Copy everything in the data below exactly except the pictures.

++++++++++++++++++++

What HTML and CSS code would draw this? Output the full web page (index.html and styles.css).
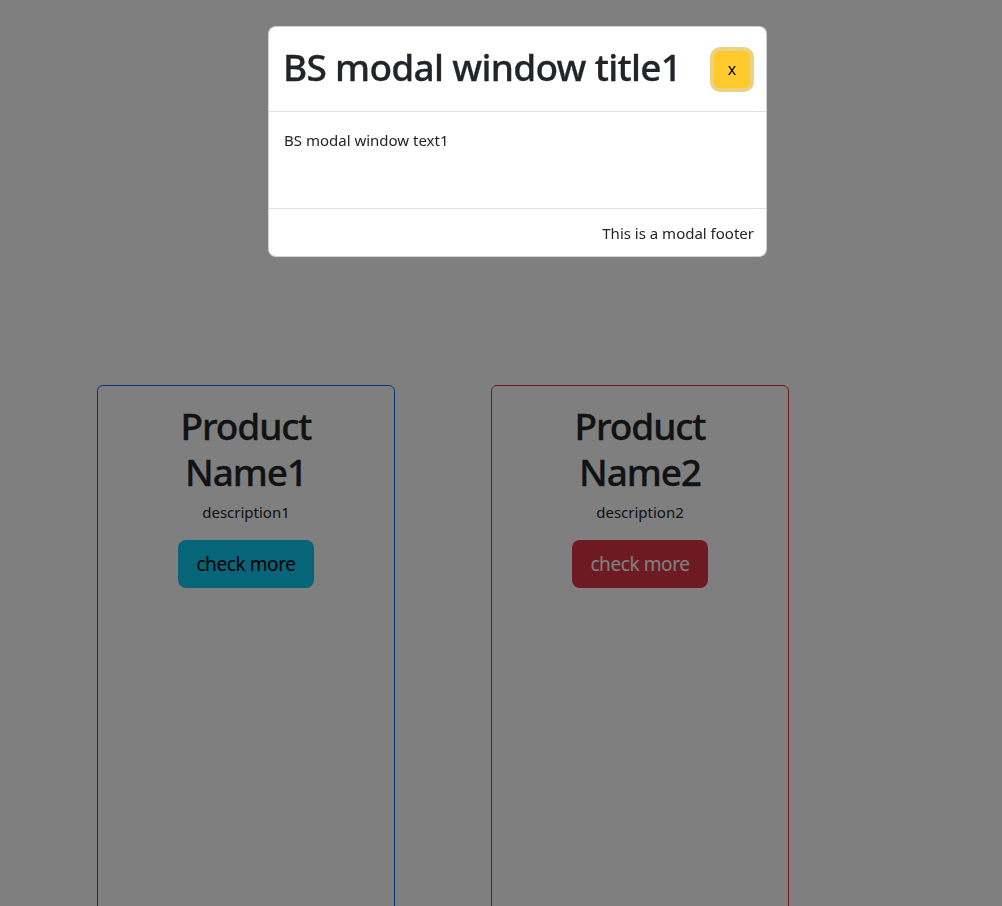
FILE: index.html
```html
<!DOCTYPE html>
<html lang="en">
<head>
<meta charset="utf-8">
<title>BS modal</title>
<link rel="stylesheet" href="styles.css">
</head>
<body>
<main class="page">
  <section class="products">
    <article class="card card-primary">
      <h2 class="card-title">Product Name1</h2>
      <p class="card-text">description1</p>
      <button class="btn btn-info">check more</button>
    </article>
    <article class="card card-danger">
      <h2 class="card-title">Product Name2</h2>
      <p class="card-text">description2</p>
      <button class="btn btn-danger">check more</button>
    </article>
  </section>
</main>
<div class="backdrop"></div>
<div class="modal">
  <div class="modal-content">
    <div class="modal-header">
      <h1 class="modal-title">BS modal window title1</h1>
      <button class="btn-close">x</button>
    </div>
    <div class="modal-body">
      <p>BS modal window text1</p>
    </div>
    <div class="modal-footer">This is a modal footer</div>
  </div>
</div>
</body>
</html>
```
FILE: styles.css
```css
* { box-sizing: border-box; }
html, body { margin: 0; padding: 0; height: 100%; overflow: hidden; }
body {
  font-family: "Noto Sans", "Open Sans", sans-serif;
  color: #212529;
  background: #fff;
}
.page { padding-top: 385px; }
.products {
  display: flex;
  gap: 96px;
  padding-left: 97px;
}
.card {
  width: 298px;
  height: 700px;
  border: 1px solid;
  border-radius: 6px;
  display: flex;
  flex-direction: column;
  align-items: center;
  padding-top: 17px;
  text-align: center;
}
.card-primary { border-color: #0d6efd; }
.card-danger { border-color: #dc3545; }
.card-title {
  margin: 0;
  font-size: 37px;
  line-height: 46px;
  font-weight: 500;
  letter-spacing: -1.1px;
  width: 160px;
  -webkit-text-stroke: 0.3px currentColor;
}
.card-text {
  margin: 5px 0 16px;
  font-size: 15px;
  line-height: 24px;
}
.btn {
  font-family: inherit;
  font-size: 19px;
  line-height: 30px;
  padding: 0;
  border: 1px solid transparent;
  border-radius: 8px;
  width: 136px;
  height: 48px;
  white-space: nowrap;
  letter-spacing: -0.4px;
}
.btn-info { background: #0dcaf0; color: #000; }
.btn-danger { background: #dc3545; color: #fff; }

.backdrop {
  position: fixed;
  inset: 0;
  background: rgba(0, 0, 0, 0.5);
}
.modal {
  position: fixed;
  top: 26px;
  left: 268px;
  width: 499px;
}
.modal-content {
  background: #fff;
  border: 1px solid rgba(0, 0, 0, 0.175);
  border-radius: 8px;
  overflow: hidden;
}
.modal-header {
  height: 85px;
  display: flex;
  align-items: center;
  justify-content: space-between;
  padding: 0 16px 0 14px;
  border-bottom: 1px solid #dee2e6;
}
.modal-title {
  margin: 0 0 4px;
  font-size: 37px;
  font-weight: 500;
  letter-spacing: -0.7px;
  line-height: 48px;
  -webkit-text-stroke: 0.3px currentColor;
}
.btn-close {
  width: 36px;
  height: 37px;
  margin-right: 0;
  background: #ffca2c;
  border: 1px solid #ffc720;
  border-radius: 6px;
  box-shadow: 0 0 0 4px rgba(217, 164, 6, 0.5);
  font-family: inherit;
  font-size: 16px;
  color: #000;
  padding: 0;
}
.modal-body {
  height: 97px;
  padding: 16px 16px 16px 15px;
  border-bottom: 1px solid #dee2e6;
}
.modal-body p {
  margin: 0;
  font-size: 15px;
  line-height: 24px;
}
.modal-footer {
  padding: 13px 12px 11px;
  text-align: right;
  font-size: 15px;
  line-height: 23px;
}
```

++++++++++++++++++++

Exercise answer:
What HTML and CSS code would draw this? Output the full web page (index.html and styles.css).
FILE: index.html
```html
<!DOCTYPE html>
<html lang="en">
<head>
<meta charset="utf-8">
<title>BS modal</title>
<link rel="stylesheet" href="styles.css">
</head>
<body>
<main class="page">
  <section class="products">
    <article class="card card-primary">
      <h2 class="card-title">Product Name1</h2>
      <p class="card-text">description1</p>
      <button class="btn btn-info">check more</button>
    </article>
    <article class="card card-danger">
      <h2 class="card-title">Product Name2</h2>
      <p class="card-text">description2</p>
      <button class="btn btn-danger">check more</button>
    </article>
  </section>
</main>
<div class="backdrop"></div>
<div class="modal">
  <div class="modal-content">
    <div class="modal-header">
      <h1 class="modal-title">BS modal window title1</h1>
      <button class="btn-close">x</button>
    </div>
    <div class="modal-body">
      <p>BS modal window text1</p>
    </div>
    <div class="modal-footer">This is a modal footer</div>
  </div>
</div>
</body>
</html>
```
FILE: styles.css
```css
* { box-sizing: border-box; }
html, body { margin: 0; padding: 0; height: 100%; overflow: hidden; }
body {
  font-family: "Noto Sans", "Open Sans", sans-serif;
  color: #212529;
  background: #fff;
}
.page { padding-top: 385px; }
.products {
  display: flex;
  gap: 96px;
  padding-left: 97px;
}
.card {
  width: 298px;
  height: 700px;
  border: 1px solid;
  border-radius: 6px;
  display: flex;
  flex-direction: column;
  align-items: center;
  padding-top: 17px;
  text-align: center;
}
.card-primary { border-color: #0d6efd; }
.card-danger { border-color: #dc3545; }
.card-title {
  margin: 0;
  font-size: 37px;
  line-height: 46px;
  font-weight: 500;
  letter-spacing: -1.1px;
  width: 160px;
  -webkit-text-stroke: 0.3px currentColor;
}
.card-text {
  margin: 5px 0 16px;
  font-size: 15px;
  line-height: 24px;
}
.btn {
  font-family: inherit;
  font-size: 19px;
  line-height: 30px;
  padding: 0;
  border: 1px solid transparent;
  border-radius: 8px;
  width: 136px;
  height: 48px;
  white-space: nowrap;
  letter-spacing: -0.4px;
}
.btn-info { background: #0dcaf0; color: #000; }
.btn-danger { background: #dc3545; color: #fff; }

.backdrop {
  position: fixed;
  inset: 0;
  background: rgba(0, 0, 0, 0.5);
}
.modal {
  position: fixed;
  top: 26px;
  left: 268px;
  width: 499px;
}
.modal-content {
  background: #fff;
  border: 1px solid rgba(0, 0, 0, 0.175);
  border-radius: 8px;
  overflow: hidden;
}
.modal-header {
  height: 85px;
  display: flex;
  align-items: center;
  justify-content: space-between;
  padding: 0 16px 0 14px;
  border-bottom: 1px solid #dee2e6;
}
.modal-title {
  margin: 0 0 4px;
  font-size: 37px;
  font-weight: 500;
  letter-spacing: -0.7px;
  line-height: 48px;
  -webkit-text-stroke: 0.3px currentColor;
}
.btn-close {
  width: 36px;
  height: 37px;
  margin-right: 0;
  background: #ffca2c;
  border: 1px solid #ffc720;
  border-radius: 6px;
  box-shadow: 0 0 0 4px rgba(217, 164, 6, 0.5);
  font-family: inherit;
  font-size: 16px;
  color: #000;
  padding: 0;
}
.modal-body {
  height: 97px;
  padding: 16px 16px 16px 15px;
  border-bottom: 1px solid #dee2e6;
}
.modal-body p {
  margin: 0;
  font-size: 15px;
  line-height: 24px;
}
.modal-footer {
  padding: 13px 12px 11px;
  text-align: right;
  font-size: 15px;
  line-height: 23px;
}
```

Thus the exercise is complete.